Last week, I commented on prescriptive routines. Let’s pull that thread. Humans are driven by habit and ritual, after all.
Do you have rituals that serve you?
A little over a quarter of a century ago, I committed myself to completing a novel that I’d been working on since high school.
I had a little ritual before I began writing.
I would make a mug of espresso.
I would turn on the Bring on the Night live album (stop laughing at me).
I would sit down at a large, heavy desk, and fire up the household’s Apple IIe, place my fingers on the keyboard, feeling the ridges on the F and J keys, moving my fingers slightly in the curves of the other keys in the home row, take a deep breath and plunge into the writing.
On Federal Holidays or days when there was too much snow for my husband to go to work (we lived in Virginia, so you’re looking at a couple of inches), I couldn’t really write. I had someone trying to talk to me as I was trying to get into the groove.
I did finish that first draft. It was deeply terrible. But finished.

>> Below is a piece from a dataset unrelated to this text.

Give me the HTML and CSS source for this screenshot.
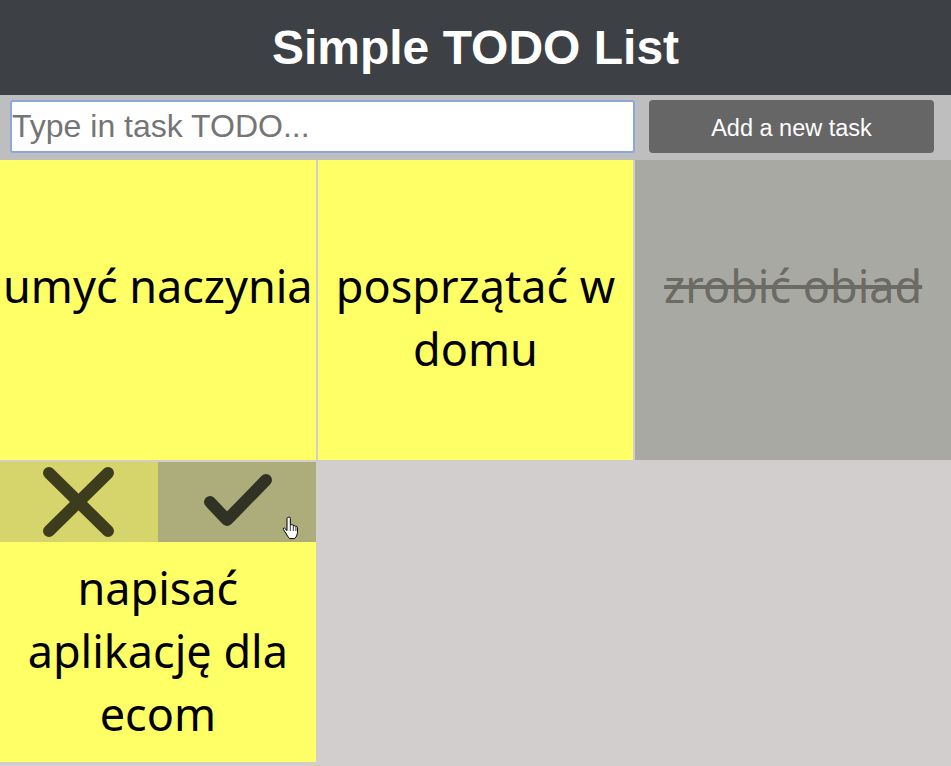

I sometimes think about that little ritual and laugh at myself for my attention being so fragile that I couldn’t write if my groove were thrown off.
Or, I used to.
Today, I needed to write a blog post about productivity, and I couldn’t get started. So, what did I do?
I made myself a mug of coffee.
I started playing Bring on the Night (on a device that hadn’t been INVENTED yet. I love living in the future!).
I rested my hands on my laptop keyboard, moved my fingers along the keys in the home row.
And I plunged into writing.
As Kenny Kirkland is diving into his keyboard solo, I’m in my groove.
The point isn’t that writers are weirdos or something. We are, but the point is that where proscriptive routines sometimes can be thrown off easily, sometimes a little ritual can serve you when you need to get something done.
Do you have rituals that serve you? Can you develop them consciously?